# Your instructions:
Reproduce every line of the material below, but drop the pictures.

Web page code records
++++

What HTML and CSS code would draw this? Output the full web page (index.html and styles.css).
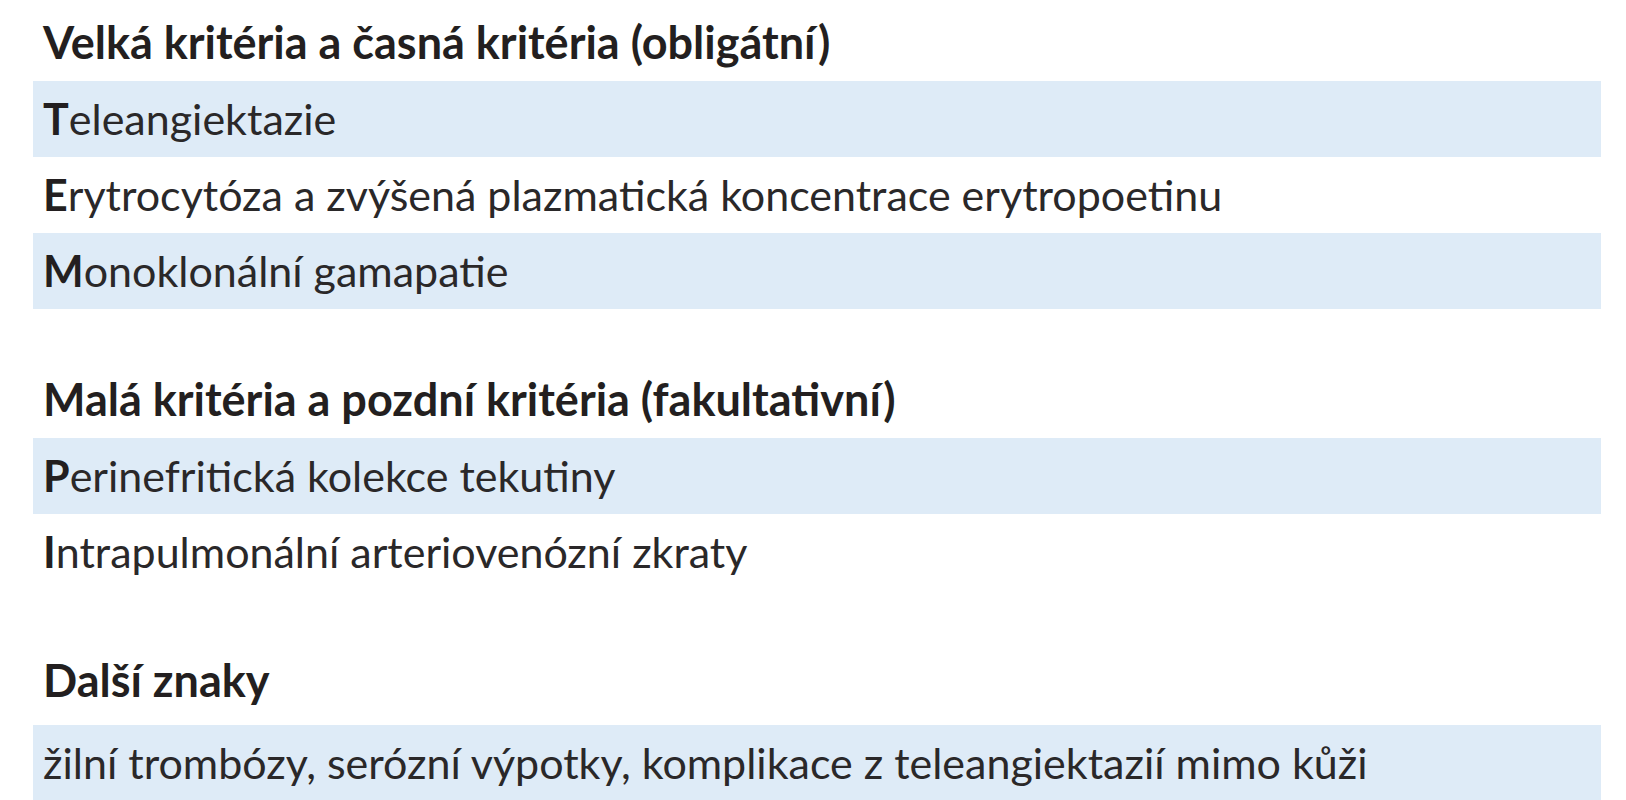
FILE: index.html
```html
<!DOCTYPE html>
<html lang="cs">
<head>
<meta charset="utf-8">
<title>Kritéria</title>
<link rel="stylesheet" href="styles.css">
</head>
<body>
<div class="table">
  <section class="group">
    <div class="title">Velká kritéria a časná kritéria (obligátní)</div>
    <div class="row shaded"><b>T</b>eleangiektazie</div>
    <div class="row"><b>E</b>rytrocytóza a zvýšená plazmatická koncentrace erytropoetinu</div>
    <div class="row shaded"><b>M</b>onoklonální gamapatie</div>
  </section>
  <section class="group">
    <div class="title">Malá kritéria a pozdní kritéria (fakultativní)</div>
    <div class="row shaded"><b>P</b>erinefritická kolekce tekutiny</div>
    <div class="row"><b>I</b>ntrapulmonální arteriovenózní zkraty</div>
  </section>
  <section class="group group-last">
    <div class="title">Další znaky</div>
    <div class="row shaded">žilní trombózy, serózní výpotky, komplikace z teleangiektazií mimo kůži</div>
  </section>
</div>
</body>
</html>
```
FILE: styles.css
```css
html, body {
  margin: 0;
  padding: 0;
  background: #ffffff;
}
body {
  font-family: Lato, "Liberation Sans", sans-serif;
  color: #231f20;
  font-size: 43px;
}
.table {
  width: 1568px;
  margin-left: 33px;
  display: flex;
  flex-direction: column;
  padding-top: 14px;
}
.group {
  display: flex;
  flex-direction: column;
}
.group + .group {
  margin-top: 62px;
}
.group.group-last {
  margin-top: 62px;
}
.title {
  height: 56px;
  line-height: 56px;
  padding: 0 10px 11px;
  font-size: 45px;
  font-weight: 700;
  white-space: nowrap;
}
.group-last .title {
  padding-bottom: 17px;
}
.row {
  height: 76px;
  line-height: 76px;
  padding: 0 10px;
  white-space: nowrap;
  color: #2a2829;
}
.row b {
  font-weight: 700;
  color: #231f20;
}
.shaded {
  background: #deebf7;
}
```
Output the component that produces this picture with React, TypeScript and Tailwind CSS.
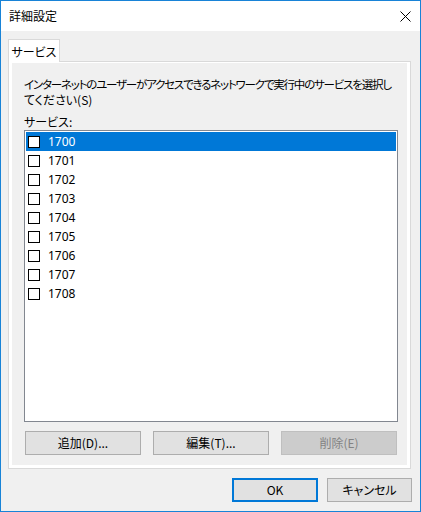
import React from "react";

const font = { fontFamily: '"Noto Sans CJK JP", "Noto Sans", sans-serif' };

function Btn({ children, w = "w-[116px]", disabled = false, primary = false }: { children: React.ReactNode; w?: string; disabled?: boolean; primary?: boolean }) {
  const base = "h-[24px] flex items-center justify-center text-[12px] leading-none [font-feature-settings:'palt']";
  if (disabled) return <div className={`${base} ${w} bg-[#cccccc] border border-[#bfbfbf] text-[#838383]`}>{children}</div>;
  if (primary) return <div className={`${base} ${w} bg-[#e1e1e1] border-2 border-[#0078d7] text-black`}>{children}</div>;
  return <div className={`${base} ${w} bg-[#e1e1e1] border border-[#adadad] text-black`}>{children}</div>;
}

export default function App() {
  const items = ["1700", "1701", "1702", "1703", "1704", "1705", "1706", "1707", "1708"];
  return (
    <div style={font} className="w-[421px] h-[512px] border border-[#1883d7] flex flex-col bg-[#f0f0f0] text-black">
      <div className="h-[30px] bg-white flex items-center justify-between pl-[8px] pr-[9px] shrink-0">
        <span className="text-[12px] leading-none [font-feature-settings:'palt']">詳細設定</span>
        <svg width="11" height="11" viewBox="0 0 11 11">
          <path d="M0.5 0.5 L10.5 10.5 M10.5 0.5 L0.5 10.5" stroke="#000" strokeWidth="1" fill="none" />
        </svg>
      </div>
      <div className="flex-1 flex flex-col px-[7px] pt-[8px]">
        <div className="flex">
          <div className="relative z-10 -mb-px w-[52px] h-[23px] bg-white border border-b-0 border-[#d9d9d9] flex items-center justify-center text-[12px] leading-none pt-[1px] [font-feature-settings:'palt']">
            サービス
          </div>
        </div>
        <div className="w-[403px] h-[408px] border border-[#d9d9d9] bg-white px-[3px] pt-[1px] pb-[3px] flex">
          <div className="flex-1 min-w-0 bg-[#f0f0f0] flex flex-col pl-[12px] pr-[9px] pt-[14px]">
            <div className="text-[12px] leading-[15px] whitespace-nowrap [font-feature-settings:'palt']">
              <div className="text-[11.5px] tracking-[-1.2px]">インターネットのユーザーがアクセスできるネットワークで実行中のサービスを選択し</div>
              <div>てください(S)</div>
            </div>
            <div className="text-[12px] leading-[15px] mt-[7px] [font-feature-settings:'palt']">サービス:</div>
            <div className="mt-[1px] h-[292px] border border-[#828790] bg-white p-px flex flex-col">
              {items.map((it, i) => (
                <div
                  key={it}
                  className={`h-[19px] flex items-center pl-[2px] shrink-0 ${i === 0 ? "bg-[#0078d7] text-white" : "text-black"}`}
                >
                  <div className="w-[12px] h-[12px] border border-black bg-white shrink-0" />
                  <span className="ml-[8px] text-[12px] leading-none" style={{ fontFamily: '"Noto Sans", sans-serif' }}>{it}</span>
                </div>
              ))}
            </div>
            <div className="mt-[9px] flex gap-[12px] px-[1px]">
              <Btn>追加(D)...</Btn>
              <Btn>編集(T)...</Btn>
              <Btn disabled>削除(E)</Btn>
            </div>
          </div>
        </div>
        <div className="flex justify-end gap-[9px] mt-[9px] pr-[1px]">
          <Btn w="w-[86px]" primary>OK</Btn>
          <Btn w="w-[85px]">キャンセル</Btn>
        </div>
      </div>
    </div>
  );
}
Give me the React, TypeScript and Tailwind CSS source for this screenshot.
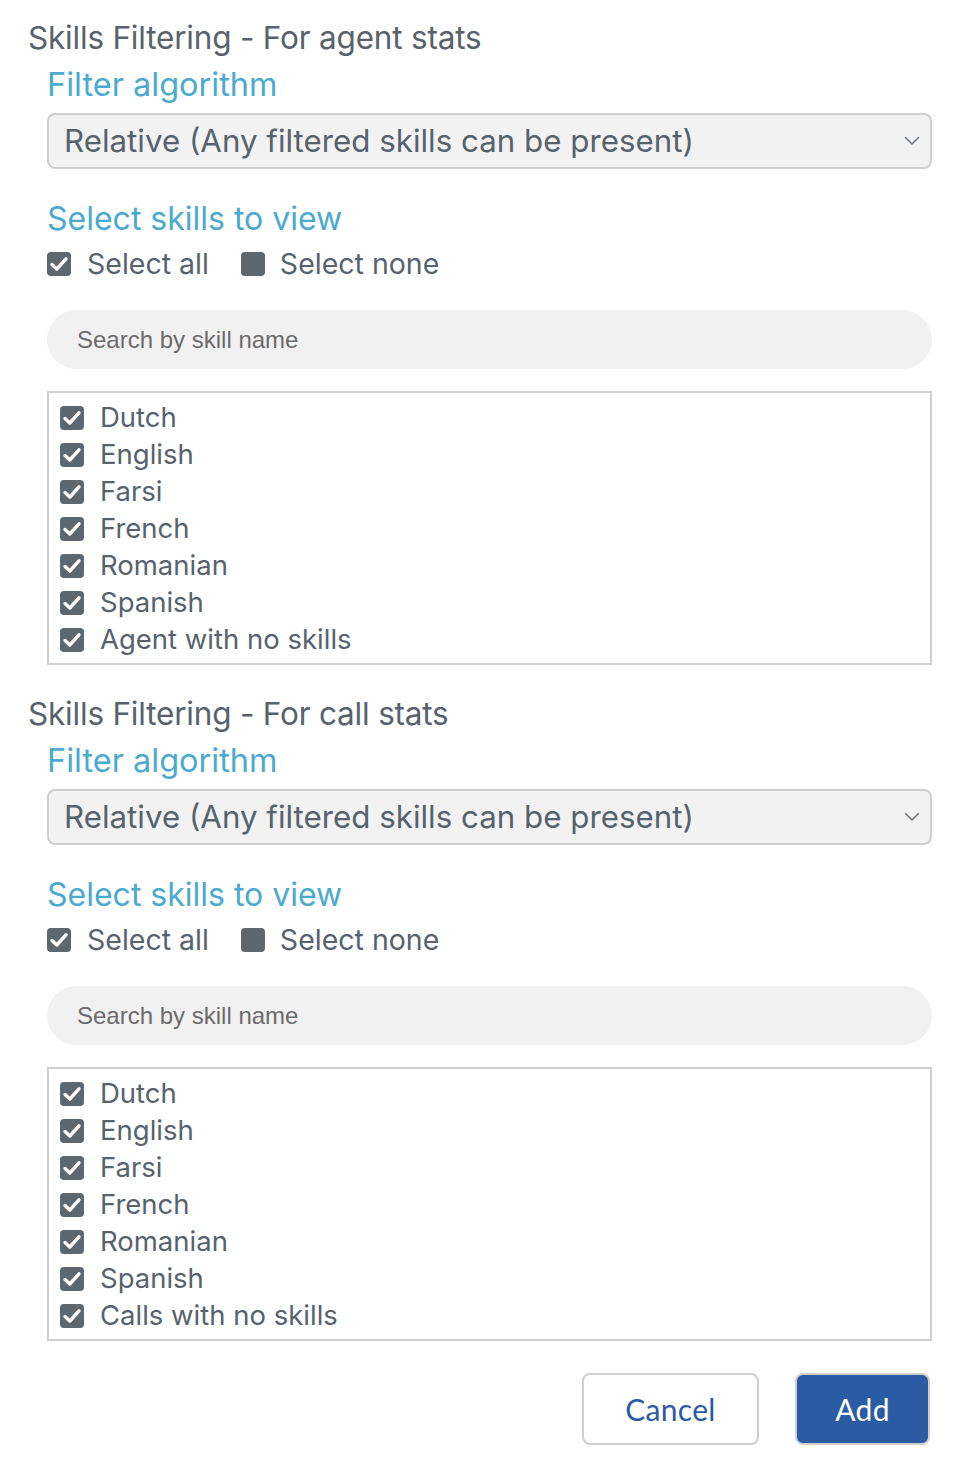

++++

# Result of this exercise:
What HTML and CSS code would draw this? Output the full web page (index.html and styles.css).
FILE: index.html
```html
<!DOCTYPE html>
<html lang="cs">
<head>
<meta charset="utf-8">
<title>Kritéria</title>
<link rel="stylesheet" href="styles.css">
</head>
<body>
<div class="table">
  <section class="group">
    <div class="title">Velká kritéria a časná kritéria (obligátní)</div>
    <div class="row shaded"><b>T</b>eleangiektazie</div>
    <div class="row"><b>E</b>rytrocytóza a zvýšená plazmatická koncentrace erytropoetinu</div>
    <div class="row shaded"><b>M</b>onoklonální gamapatie</div>
  </section>
  <section class="group">
    <div class="title">Malá kritéria a pozdní kritéria (fakultativní)</div>
    <div class="row shaded"><b>P</b>erinefritická kolekce tekutiny</div>
    <div class="row"><b>I</b>ntrapulmonální arteriovenózní zkraty</div>
  </section>
  <section class="group group-last">
    <div class="title">Další znaky</div>
    <div class="row shaded">žilní trombózy, serózní výpotky, komplikace z teleangiektazií mimo kůži</div>
  </section>
</div>
</body>
</html>
```
FILE: styles.css
```css
html, body {
  margin: 0;
  padding: 0;
  background: #ffffff;
}
body {
  font-family: Lato, "Liberation Sans", sans-serif;
  color: #231f20;
  font-size: 43px;
}
.table {
  width: 1568px;
  margin-left: 33px;
  display: flex;
  flex-direction: column;
  padding-top: 14px;
}
.group {
  display: flex;
  flex-direction: column;
}
.group + .group {
  margin-top: 62px;
}
.group.group-last {
  margin-top: 62px;
}
.title {
  height: 56px;
  line-height: 56px;
  padding: 0 10px 11px;
  font-size: 45px;
  font-weight: 700;
  white-space: nowrap;
}
.group-last .title {
  padding-bottom: 17px;
}
.row {
  height: 76px;
  line-height: 76px;
  padding: 0 10px;
  white-space: nowrap;
  color: #2a2829;
}
.row b {
  font-weight: 700;
  color: #231f20;
}
.shaded {
  background: #deebf7;
}
```
Output the component that produces this picture with React, TypeScript and Tailwind CSS.
import React from "react";

const font = { fontFamily: '"Noto Sans CJK JP", "Noto Sans", sans-serif' };

function Btn({ children, w = "w-[116px]", disabled = false, primary = false }: { children: React.ReactNode; w?: string; disabled?: boolean; primary?: boolean }) {
  const base = "h-[24px] flex items-center justify-center text-[12px] leading-none [font-feature-settings:'palt']";
  if (disabled) return <div className={`${base} ${w} bg-[#cccccc] border border-[#bfbfbf] text-[#838383]`}>{children}</div>;
  if (primary) return <div className={`${base} ${w} bg-[#e1e1e1] border-2 border-[#0078d7] text-black`}>{children}</div>;
  return <div className={`${base} ${w} bg-[#e1e1e1] border border-[#adadad] text-black`}>{children}</div>;
}

export default function App() {
  const items = ["1700", "1701", "1702", "1703", "1704", "1705", "1706", "1707", "1708"];
  return (
    <div style={font} className="w-[421px] h-[512px] border border-[#1883d7] flex flex-col bg-[#f0f0f0] text-black">
      <div className="h-[30px] bg-white flex items-center justify-between pl-[8px] pr-[9px] shrink-0">
        <span className="text-[12px] leading-none [font-feature-settings:'palt']">詳細設定</span>
        <svg width="11" height="11" viewBox="0 0 11 11">
          <path d="M0.5 0.5 L10.5 10.5 M10.5 0.5 L0.5 10.5" stroke="#000" strokeWidth="1" fill="none" />
        </svg>
      </div>
      <div className="flex-1 flex flex-col px-[7px] pt-[8px]">
        <div className="flex">
          <div className="relative z-10 -mb-px w-[52px] h-[23px] bg-white border border-b-0 border-[#d9d9d9] flex items-center justify-center text-[12px] leading-none pt-[1px] [font-feature-settings:'palt']">
            サービス
          </div>
        </div>
        <div className="w-[403px] h-[408px] border border-[#d9d9d9] bg-white px-[3px] pt-[1px] pb-[3px] flex">
          <div className="flex-1 min-w-0 bg-[#f0f0f0] flex flex-col pl-[12px] pr-[9px] pt-[14px]">
            <div className="text-[12px] leading-[15px] whitespace-nowrap [font-feature-settings:'palt']">
              <div className="text-[11.5px] tracking-[-1.2px]">インターネットのユーザーがアクセスできるネットワークで実行中のサービスを選択し</div>
              <div>てください(S)</div>
            </div>
            <div className="text-[12px] leading-[15px] mt-[7px] [font-feature-settings:'palt']">サービス:</div>
            <div className="mt-[1px] h-[292px] border border-[#828790] bg-white p-px flex flex-col">
              {items.map((it, i) => (
                <div
                  key={it}
                  className={`h-[19px] flex items-center pl-[2px] shrink-0 ${i === 0 ? "bg-[#0078d7] text-white" : "text-black"}`}
                >
                  <div className="w-[12px] h-[12px] border border-black bg-white shrink-0" />
                  <span className="ml-[8px] text-[12px] leading-none" style={{ fontFamily: '"Noto Sans", sans-serif' }}>{it}</span>
                </div>
              ))}
            </div>
            <div className="mt-[9px] flex gap-[12px] px-[1px]">
              <Btn>追加(D)...</Btn>
              <Btn>編集(T)...</Btn>
              <Btn disabled>削除(E)</Btn>
            </div>
          </div>
        </div>
        <div className="flex justify-end gap-[9px] mt-[9px] pr-[1px]">
          <Btn w="w-[86px]" primary>OK</Btn>
          <Btn w="w-[85px]">キャンセル</Btn>
        </div>
      </div>
    </div>
  );
}
Give me the React, TypeScript and Tailwind CSS source for this screenshot.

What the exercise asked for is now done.